* **WORK INSTRUCTIONS**
Determine how many lines contain the string "this", then reply with that figure only.

===== GIVEN INFORMATION =====

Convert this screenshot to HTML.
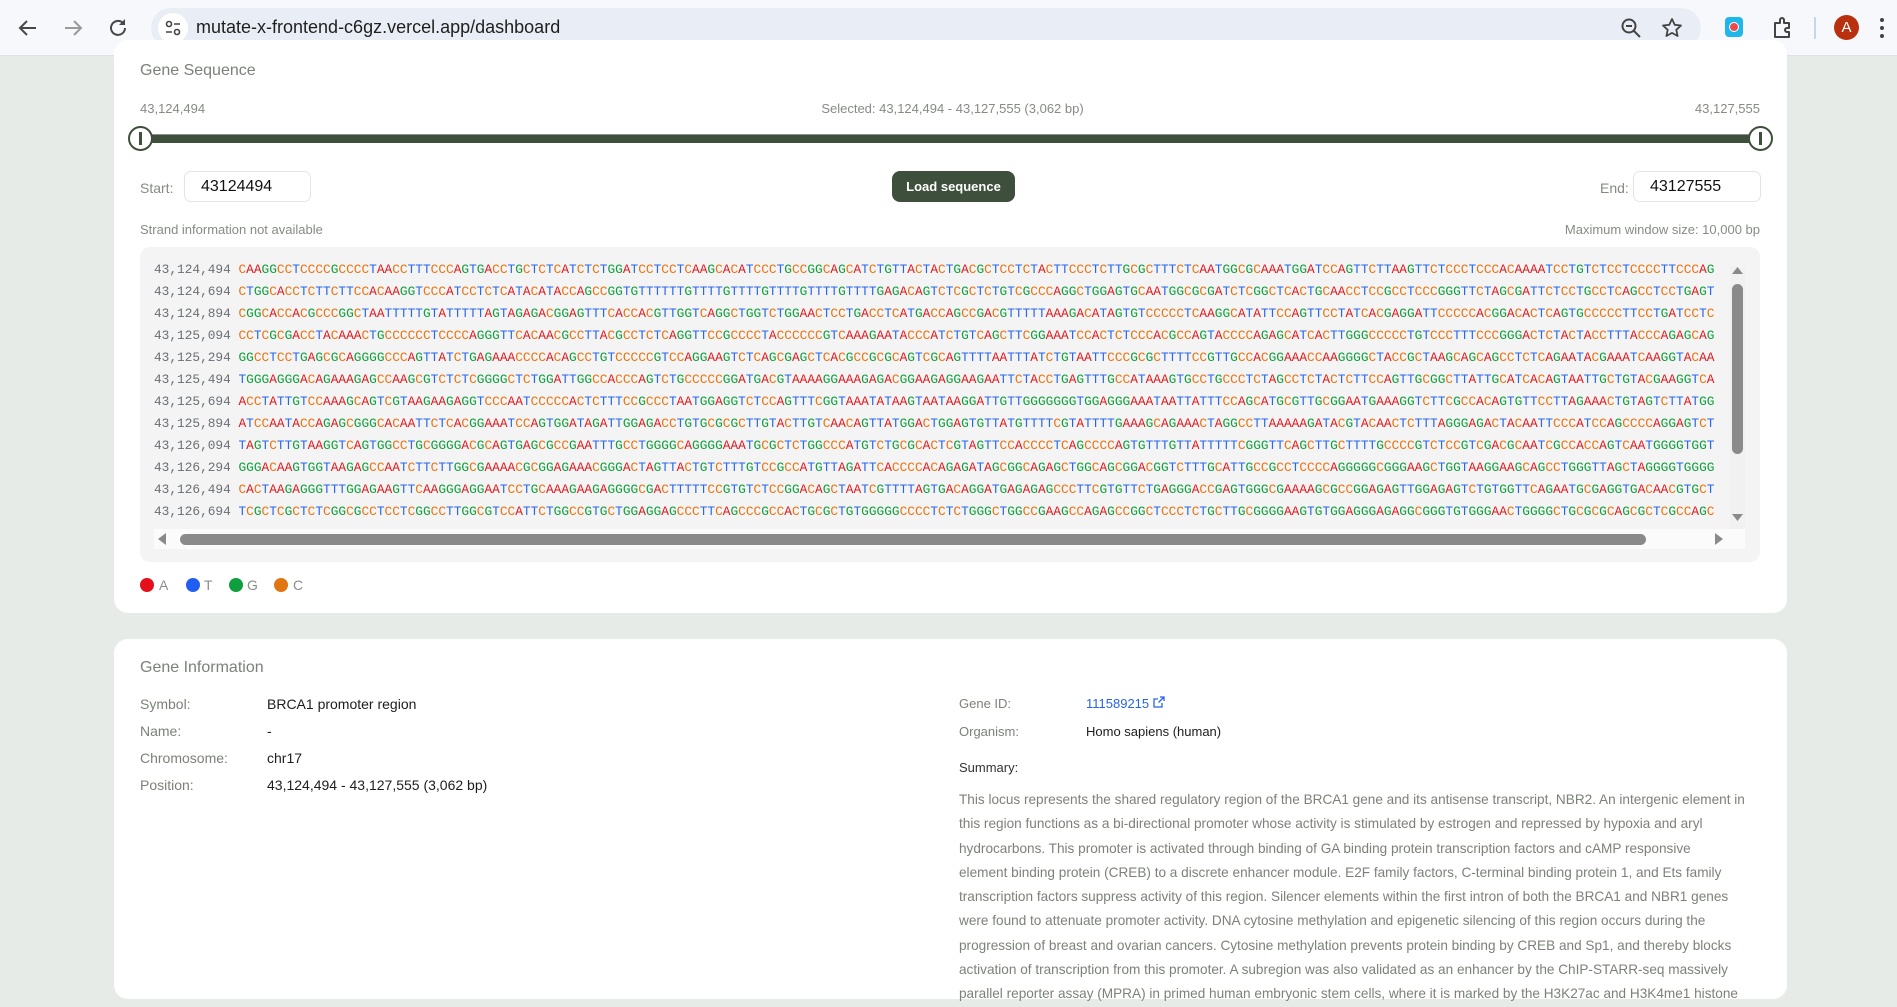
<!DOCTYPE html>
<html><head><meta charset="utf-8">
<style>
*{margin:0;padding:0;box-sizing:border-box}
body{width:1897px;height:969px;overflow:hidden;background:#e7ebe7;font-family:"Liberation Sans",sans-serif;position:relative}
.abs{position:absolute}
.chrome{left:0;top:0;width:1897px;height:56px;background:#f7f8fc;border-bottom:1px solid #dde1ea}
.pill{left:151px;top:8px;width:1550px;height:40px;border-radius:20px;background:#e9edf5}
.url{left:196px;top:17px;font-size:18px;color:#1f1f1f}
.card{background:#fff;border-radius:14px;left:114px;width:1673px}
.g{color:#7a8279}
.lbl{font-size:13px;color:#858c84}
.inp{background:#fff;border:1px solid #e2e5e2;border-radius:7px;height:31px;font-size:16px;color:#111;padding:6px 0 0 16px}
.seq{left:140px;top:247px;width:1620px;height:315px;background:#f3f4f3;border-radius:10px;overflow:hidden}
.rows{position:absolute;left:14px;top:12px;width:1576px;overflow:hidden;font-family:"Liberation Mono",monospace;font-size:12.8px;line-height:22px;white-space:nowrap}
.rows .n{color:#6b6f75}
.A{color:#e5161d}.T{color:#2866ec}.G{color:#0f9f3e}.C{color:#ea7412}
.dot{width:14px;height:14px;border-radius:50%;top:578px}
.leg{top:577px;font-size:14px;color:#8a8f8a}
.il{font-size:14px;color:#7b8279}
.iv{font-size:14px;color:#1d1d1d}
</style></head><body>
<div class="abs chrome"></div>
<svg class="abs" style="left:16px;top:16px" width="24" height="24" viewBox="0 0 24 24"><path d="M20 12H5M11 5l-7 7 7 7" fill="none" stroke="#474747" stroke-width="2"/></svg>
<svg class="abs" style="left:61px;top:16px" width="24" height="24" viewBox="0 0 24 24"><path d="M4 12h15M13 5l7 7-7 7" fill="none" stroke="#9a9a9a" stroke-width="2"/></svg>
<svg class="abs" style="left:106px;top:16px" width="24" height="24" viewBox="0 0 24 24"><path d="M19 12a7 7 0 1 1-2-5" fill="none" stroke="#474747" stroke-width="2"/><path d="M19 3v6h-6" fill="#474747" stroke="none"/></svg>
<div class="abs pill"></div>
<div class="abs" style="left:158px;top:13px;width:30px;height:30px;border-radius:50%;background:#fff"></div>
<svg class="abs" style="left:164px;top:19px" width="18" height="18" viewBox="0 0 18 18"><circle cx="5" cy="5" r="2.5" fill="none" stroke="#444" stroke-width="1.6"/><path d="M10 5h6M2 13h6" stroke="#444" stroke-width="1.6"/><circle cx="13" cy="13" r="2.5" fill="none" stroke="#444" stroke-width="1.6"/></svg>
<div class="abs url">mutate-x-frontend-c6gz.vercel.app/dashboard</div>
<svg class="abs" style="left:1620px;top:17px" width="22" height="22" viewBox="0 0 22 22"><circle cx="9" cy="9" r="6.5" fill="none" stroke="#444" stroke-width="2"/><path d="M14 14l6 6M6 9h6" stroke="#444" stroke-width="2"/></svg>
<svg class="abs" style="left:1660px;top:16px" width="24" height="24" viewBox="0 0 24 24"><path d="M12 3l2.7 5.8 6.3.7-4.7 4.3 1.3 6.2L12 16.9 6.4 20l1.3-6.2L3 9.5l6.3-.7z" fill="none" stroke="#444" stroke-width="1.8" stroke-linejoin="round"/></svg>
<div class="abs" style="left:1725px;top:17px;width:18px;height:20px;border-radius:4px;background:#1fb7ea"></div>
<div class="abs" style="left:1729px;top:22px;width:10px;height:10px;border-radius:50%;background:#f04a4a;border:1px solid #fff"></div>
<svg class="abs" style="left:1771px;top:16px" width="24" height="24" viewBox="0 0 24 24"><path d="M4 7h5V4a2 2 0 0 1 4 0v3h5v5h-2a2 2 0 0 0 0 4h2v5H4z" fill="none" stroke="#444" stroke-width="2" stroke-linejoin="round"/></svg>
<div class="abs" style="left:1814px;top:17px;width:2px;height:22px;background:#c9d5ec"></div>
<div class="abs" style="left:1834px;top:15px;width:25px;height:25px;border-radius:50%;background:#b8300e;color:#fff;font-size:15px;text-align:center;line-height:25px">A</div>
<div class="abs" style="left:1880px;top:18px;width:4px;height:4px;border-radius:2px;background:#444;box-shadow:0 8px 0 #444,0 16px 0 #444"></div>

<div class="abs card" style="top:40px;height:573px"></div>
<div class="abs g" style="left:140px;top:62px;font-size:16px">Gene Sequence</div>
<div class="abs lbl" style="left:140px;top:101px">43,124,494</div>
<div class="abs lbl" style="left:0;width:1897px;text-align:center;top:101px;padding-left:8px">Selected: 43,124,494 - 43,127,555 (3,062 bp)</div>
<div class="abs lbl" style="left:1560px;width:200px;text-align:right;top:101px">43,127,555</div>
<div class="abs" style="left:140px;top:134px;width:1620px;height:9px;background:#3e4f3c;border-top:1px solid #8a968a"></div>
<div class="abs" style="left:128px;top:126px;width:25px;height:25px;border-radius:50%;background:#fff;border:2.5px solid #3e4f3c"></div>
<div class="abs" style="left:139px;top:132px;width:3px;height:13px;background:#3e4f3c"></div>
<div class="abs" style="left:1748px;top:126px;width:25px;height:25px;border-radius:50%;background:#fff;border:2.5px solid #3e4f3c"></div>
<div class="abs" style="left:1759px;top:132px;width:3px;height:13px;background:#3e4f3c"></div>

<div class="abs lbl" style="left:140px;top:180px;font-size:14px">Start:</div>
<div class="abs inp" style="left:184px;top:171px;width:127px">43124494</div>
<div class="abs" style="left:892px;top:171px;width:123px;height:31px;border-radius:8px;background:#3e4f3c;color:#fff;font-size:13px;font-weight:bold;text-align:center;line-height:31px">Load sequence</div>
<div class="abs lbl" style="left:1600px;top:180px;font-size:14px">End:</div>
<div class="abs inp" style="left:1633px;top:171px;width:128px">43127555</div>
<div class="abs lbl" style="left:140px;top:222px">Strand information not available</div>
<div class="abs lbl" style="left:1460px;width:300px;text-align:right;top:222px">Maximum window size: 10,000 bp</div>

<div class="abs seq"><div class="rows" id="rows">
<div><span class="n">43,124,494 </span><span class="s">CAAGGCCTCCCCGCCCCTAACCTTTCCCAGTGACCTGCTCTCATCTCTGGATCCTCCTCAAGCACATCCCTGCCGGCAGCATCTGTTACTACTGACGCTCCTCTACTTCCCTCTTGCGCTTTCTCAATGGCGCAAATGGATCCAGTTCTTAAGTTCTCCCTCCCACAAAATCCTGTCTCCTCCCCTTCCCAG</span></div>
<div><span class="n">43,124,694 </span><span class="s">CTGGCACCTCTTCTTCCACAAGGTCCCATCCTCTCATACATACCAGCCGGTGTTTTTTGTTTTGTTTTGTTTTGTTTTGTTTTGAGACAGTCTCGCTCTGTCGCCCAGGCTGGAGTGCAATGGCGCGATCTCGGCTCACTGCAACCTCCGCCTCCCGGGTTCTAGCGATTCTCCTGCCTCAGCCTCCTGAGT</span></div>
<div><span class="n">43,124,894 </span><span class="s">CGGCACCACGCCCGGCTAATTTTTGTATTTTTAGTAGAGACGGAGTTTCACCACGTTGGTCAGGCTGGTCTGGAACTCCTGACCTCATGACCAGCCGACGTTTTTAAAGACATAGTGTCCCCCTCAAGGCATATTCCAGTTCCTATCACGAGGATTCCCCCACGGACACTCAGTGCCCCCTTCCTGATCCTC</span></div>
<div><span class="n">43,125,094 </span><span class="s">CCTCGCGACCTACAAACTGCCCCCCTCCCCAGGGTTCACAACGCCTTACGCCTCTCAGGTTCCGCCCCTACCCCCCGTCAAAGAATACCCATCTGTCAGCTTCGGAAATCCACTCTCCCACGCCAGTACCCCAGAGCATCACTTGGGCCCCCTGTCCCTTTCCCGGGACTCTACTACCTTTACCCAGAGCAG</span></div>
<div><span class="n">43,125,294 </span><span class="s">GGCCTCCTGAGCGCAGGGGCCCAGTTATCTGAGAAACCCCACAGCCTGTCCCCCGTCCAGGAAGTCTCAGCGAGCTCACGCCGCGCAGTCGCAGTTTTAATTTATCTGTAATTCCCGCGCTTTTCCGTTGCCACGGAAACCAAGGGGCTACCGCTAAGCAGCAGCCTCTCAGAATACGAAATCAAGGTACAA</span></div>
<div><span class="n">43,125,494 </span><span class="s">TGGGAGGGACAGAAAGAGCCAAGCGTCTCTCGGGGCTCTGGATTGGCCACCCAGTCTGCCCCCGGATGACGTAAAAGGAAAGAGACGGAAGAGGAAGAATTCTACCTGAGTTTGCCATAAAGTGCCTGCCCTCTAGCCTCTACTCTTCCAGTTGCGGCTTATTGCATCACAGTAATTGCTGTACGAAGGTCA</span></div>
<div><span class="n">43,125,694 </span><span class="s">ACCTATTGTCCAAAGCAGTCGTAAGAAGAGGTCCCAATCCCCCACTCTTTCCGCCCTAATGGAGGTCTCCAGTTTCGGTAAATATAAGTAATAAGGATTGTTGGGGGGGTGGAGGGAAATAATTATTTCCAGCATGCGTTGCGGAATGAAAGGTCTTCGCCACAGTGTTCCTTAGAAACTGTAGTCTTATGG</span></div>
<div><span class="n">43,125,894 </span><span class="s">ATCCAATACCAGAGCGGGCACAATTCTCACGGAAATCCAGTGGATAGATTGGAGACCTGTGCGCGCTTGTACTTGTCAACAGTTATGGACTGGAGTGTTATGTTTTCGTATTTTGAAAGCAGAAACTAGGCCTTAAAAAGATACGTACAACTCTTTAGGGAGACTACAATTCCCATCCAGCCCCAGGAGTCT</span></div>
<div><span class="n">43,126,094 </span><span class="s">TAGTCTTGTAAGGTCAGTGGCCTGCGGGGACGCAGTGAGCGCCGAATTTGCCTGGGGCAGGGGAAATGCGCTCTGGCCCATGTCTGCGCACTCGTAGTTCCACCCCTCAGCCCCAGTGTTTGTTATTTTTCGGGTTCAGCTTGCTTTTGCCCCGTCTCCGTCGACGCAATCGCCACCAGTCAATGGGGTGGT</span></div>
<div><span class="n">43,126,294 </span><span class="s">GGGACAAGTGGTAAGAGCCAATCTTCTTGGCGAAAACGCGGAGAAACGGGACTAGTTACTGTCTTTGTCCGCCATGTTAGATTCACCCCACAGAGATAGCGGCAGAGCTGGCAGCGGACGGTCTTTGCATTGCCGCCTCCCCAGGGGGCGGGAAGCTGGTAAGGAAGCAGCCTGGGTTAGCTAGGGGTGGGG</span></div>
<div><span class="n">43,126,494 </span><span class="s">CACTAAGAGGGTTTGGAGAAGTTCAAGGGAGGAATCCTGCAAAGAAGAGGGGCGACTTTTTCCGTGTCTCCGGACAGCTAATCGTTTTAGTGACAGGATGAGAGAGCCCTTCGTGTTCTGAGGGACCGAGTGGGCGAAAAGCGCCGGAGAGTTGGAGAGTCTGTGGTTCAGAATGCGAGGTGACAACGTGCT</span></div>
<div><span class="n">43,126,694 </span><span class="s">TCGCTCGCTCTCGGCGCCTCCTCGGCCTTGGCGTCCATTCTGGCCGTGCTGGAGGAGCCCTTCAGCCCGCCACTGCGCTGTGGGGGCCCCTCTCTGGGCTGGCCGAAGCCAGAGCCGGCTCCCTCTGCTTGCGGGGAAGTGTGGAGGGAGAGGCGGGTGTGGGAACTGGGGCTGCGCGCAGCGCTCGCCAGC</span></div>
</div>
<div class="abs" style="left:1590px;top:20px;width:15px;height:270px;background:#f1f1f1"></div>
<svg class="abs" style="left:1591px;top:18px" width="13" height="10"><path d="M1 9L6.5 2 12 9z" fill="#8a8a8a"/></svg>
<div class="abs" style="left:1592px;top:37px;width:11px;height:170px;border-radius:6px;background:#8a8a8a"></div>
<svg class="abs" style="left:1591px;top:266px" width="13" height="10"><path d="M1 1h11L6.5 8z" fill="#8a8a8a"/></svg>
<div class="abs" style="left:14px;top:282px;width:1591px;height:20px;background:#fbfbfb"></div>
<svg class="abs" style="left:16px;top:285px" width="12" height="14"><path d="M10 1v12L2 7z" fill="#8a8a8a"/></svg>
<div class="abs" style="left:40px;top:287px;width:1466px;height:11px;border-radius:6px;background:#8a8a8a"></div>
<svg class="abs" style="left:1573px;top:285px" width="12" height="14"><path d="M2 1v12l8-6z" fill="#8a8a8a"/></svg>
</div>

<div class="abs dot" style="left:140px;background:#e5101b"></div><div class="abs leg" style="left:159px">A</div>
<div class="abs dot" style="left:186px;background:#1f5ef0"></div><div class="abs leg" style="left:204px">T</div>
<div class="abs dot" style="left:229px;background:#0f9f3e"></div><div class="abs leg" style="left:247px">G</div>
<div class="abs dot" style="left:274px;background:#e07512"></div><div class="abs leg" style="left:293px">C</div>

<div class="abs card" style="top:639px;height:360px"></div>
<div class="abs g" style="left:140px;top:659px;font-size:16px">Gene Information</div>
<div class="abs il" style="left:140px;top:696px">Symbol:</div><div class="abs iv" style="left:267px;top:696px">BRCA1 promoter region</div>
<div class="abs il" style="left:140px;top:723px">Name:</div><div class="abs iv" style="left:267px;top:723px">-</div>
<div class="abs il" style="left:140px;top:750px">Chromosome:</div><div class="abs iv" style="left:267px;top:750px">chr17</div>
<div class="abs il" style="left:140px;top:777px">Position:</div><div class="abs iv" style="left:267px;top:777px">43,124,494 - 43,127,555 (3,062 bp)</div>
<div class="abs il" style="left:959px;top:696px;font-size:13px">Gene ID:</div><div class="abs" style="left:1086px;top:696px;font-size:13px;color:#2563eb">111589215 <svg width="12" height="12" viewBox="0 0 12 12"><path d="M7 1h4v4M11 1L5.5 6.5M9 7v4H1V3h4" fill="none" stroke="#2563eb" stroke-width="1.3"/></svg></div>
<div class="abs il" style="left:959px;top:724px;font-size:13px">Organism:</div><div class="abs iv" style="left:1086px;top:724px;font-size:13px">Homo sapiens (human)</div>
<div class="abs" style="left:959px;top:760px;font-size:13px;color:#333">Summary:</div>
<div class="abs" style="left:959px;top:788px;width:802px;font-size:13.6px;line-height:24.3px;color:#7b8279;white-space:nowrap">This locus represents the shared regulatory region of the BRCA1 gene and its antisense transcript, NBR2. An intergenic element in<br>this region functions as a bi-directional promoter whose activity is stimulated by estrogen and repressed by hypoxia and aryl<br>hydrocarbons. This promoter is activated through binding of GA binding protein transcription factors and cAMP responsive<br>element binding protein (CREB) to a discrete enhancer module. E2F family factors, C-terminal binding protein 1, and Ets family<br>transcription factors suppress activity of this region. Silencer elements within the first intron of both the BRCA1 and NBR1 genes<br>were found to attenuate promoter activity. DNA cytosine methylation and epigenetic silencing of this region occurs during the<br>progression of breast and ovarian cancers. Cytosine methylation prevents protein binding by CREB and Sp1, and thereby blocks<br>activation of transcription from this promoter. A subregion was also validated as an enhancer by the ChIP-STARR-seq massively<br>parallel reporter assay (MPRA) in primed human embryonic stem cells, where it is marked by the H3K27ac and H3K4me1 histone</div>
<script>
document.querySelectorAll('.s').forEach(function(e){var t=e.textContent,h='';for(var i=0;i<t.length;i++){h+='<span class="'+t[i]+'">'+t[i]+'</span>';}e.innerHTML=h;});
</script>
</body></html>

=====

* **WRITTEN ANSWER**
2